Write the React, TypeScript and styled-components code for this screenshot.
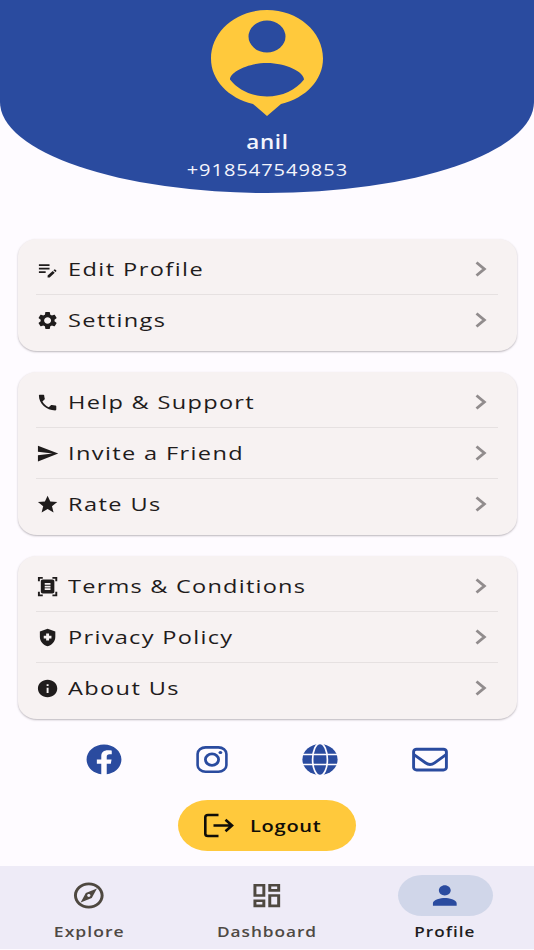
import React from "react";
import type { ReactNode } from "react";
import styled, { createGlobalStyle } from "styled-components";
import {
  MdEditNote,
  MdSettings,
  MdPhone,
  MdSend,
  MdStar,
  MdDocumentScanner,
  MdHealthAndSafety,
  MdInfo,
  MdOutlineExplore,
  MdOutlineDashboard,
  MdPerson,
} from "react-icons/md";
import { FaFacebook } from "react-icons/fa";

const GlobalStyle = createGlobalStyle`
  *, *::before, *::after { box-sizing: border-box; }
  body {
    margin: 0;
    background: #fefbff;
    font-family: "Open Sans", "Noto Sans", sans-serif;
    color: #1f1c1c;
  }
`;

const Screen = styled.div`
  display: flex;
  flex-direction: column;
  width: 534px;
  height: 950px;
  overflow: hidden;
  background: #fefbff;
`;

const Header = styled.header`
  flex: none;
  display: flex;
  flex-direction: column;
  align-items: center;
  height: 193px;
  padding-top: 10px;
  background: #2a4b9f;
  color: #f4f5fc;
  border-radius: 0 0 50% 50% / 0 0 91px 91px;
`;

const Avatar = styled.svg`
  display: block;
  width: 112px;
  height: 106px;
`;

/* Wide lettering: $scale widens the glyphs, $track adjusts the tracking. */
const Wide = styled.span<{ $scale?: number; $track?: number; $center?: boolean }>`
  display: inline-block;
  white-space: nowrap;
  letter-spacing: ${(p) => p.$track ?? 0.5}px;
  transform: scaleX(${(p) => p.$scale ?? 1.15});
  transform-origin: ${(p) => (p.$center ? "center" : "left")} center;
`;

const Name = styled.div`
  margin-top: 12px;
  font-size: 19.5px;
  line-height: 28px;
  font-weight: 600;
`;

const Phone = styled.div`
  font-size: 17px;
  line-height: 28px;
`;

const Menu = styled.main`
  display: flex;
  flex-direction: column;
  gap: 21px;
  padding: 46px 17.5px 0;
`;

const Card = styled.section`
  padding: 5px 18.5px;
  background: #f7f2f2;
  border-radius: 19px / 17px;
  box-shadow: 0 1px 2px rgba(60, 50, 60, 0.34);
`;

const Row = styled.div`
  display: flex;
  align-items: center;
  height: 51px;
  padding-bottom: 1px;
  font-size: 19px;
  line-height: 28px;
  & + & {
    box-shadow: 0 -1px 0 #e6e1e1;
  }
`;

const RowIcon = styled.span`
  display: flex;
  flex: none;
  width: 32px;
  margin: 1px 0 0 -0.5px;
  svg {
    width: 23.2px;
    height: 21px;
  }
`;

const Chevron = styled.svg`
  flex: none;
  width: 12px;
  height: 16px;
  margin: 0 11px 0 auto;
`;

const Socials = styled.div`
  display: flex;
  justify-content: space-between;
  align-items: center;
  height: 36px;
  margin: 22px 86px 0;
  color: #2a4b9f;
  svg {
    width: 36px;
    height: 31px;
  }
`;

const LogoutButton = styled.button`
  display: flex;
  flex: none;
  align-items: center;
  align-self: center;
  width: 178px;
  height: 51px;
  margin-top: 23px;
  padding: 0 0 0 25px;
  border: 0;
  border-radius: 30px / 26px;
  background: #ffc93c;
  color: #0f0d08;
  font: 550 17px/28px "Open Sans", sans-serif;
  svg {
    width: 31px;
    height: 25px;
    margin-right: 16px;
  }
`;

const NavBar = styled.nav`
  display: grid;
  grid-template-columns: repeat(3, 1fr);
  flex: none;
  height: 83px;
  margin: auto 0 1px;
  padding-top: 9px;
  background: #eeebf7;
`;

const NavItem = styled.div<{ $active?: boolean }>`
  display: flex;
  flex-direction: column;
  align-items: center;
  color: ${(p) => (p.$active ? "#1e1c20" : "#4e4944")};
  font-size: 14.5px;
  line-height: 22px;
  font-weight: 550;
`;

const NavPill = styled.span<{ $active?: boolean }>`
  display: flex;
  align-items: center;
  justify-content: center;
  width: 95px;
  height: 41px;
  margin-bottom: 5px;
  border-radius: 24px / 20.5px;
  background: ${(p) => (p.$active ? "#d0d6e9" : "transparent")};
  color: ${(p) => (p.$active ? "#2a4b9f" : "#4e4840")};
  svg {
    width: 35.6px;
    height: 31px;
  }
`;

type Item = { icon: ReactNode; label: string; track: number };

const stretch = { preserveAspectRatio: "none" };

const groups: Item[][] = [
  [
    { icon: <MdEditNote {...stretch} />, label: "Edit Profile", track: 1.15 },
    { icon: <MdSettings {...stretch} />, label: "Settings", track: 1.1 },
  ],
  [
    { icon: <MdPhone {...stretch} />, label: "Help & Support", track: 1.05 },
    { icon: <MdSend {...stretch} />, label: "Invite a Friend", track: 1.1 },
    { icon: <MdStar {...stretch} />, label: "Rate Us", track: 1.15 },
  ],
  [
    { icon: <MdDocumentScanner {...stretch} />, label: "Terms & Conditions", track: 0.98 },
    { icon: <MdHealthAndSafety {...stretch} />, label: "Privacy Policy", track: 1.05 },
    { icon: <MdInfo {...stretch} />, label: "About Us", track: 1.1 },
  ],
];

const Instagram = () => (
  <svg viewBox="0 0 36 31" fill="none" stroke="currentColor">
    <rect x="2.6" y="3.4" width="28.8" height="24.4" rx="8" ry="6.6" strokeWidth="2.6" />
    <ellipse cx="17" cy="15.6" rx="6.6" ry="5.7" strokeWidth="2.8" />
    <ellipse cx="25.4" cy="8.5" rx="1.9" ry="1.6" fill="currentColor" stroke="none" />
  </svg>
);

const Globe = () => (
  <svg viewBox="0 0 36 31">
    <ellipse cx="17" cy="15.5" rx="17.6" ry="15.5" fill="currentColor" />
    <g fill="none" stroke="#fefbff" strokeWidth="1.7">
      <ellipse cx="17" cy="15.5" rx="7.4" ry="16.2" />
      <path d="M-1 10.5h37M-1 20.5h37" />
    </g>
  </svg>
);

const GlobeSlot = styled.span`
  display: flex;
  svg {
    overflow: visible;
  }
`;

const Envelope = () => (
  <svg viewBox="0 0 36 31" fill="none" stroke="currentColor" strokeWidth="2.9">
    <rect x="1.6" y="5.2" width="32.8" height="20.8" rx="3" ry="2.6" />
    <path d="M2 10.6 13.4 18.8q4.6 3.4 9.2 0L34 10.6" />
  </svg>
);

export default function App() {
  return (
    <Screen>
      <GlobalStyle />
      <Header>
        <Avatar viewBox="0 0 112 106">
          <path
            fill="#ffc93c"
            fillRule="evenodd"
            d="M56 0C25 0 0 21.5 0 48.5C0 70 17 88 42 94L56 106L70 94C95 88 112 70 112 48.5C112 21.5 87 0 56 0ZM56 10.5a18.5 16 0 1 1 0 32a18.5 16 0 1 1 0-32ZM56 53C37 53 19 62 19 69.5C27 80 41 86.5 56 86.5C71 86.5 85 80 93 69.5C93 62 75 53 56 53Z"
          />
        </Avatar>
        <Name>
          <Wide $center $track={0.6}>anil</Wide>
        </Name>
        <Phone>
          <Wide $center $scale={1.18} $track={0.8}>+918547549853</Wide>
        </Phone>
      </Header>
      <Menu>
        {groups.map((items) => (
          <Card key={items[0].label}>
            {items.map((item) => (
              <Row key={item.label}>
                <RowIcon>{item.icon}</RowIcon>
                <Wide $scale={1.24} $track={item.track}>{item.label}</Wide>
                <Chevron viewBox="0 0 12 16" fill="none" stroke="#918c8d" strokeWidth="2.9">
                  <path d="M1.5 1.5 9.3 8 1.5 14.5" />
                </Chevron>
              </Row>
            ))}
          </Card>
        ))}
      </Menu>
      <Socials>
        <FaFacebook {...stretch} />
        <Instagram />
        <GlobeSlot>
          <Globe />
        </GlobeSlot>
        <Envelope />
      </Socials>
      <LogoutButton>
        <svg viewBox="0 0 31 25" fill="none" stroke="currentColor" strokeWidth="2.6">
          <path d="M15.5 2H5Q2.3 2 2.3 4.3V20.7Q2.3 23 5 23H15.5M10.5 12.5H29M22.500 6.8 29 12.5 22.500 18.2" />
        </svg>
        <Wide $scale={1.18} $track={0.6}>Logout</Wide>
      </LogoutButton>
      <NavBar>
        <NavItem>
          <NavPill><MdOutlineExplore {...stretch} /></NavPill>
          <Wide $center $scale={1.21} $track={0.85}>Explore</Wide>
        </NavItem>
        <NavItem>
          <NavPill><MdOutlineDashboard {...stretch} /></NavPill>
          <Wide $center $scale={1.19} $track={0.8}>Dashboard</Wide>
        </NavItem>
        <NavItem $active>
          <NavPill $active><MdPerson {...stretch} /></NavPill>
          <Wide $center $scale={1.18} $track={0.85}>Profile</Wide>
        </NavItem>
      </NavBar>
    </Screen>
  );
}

◇ ◇ ◇ ◇

Copy all lines from the listing that contain "components".

# EXERCISE SOLUTION
Write the React, TypeScript and styled-components code for this screenshot.
import styled, { createGlobalStyle } from "styled-components";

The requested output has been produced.